Quantitative Methods of Banking and Finance
This course is designed to provide learners with a clear understanding of the different types of banker/customer relationships and their implications; and mathematical and statistical techniques that will equip them to perform investment calculations, financial analyses and forecasting in a financial and business environment. Although prior knowledge of introductory statistics would be an asset, much of the material is built from first principles that learners, new to the concepts should be able to follow.
Information Technology for Banking and Finance
This course is designed to provide a broad country-context, but focuses on the Caribbean environment. Its aim is to provide learners with a thorough understanding of the role of IT in the delivery of financial services and the major software packages employed in the financial services industry.
Learners will be introduced to the regulatory framework related to e-banking using current global banking practices as a basis for discussion.
This course is intended for those interested in how data and technology can be applied to the banking business to markedly improve performance. It is suitable for both management and staff with a financial services and/ or IT background.
Introduction to E-Commerce
This course aims to prepare students with the requisite fundamentals to enable them to provide the business perspective/inputs to the ecommerce adoption process. Emphasis will be on the underlying commercial principles of e-commerce rather than on the technological processes. Topics to be covered include: Internet Demographics; Internet Business Models; Customer Support Strategies; Security Issues in Ecommerce; Legal Issues in E-commerce; Logistical Challenges for Caribbean E-commerce. The course will be assessed by a combination of coursework and a final examination.
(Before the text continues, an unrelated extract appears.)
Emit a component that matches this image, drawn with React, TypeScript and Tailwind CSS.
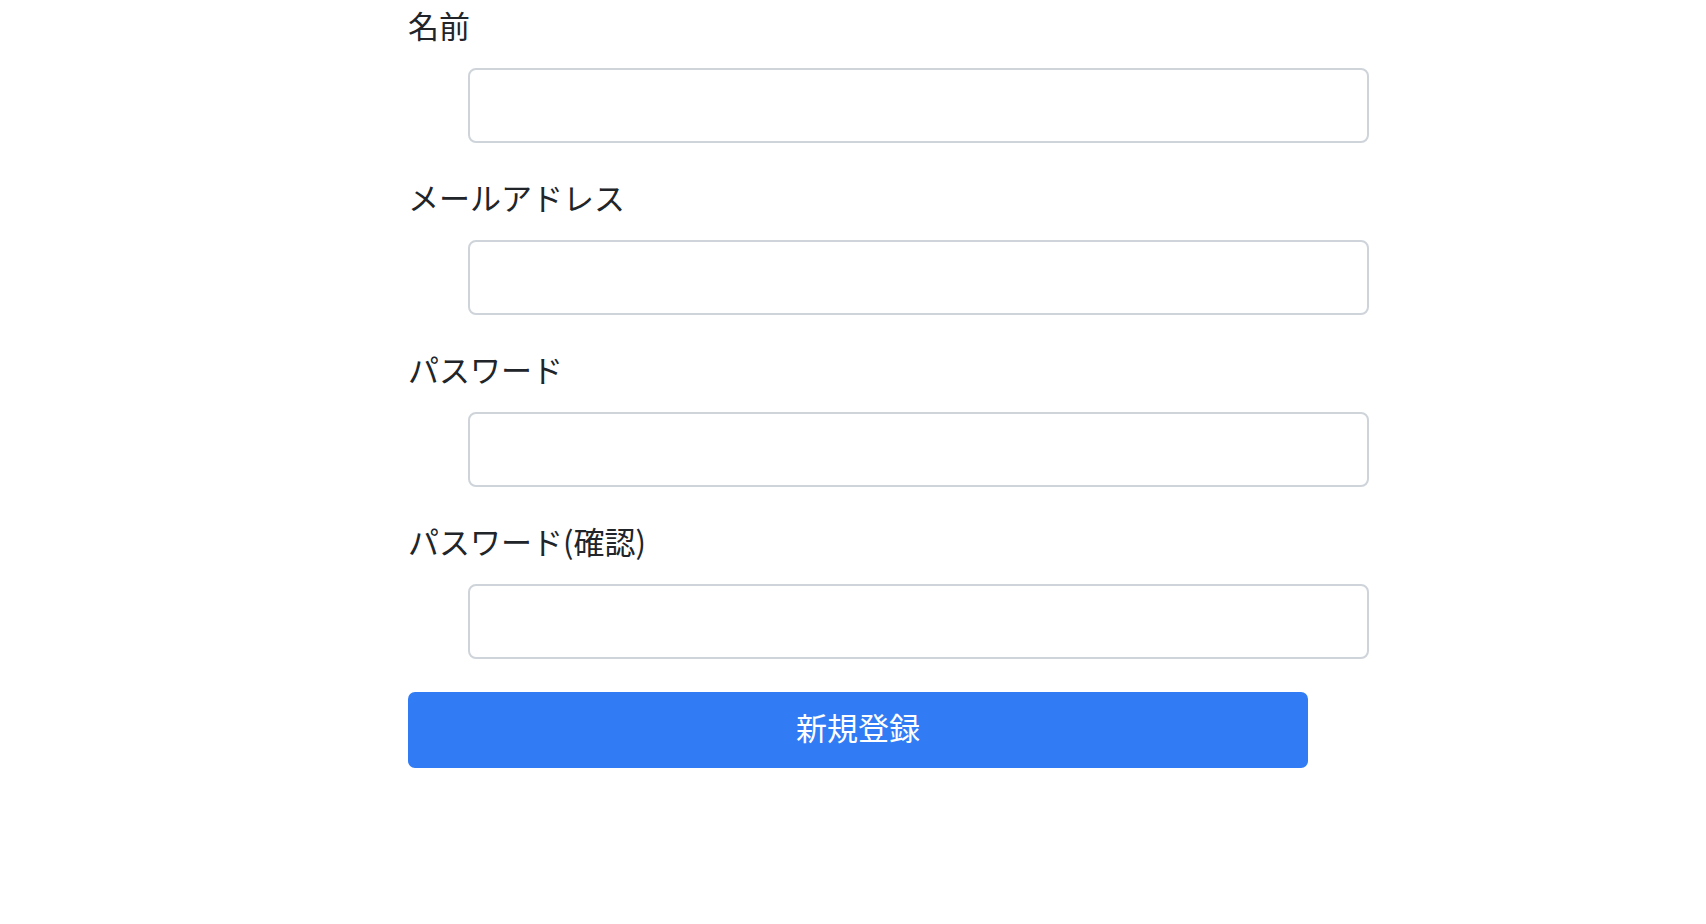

Credit Analysis and Lending
This course is designed to provide students with an understanding of the role of credit and its inherent risks, the tools for making lending decisions and credit administration challenges and techniques. The legal and regulatory frameworks will be looked at in view of their implications for the credit function – loan products, customers, collection and recoveries. Qualitative and quantitative measures will be looked at as the basis for assessing the creditworthiness of a potential borrower.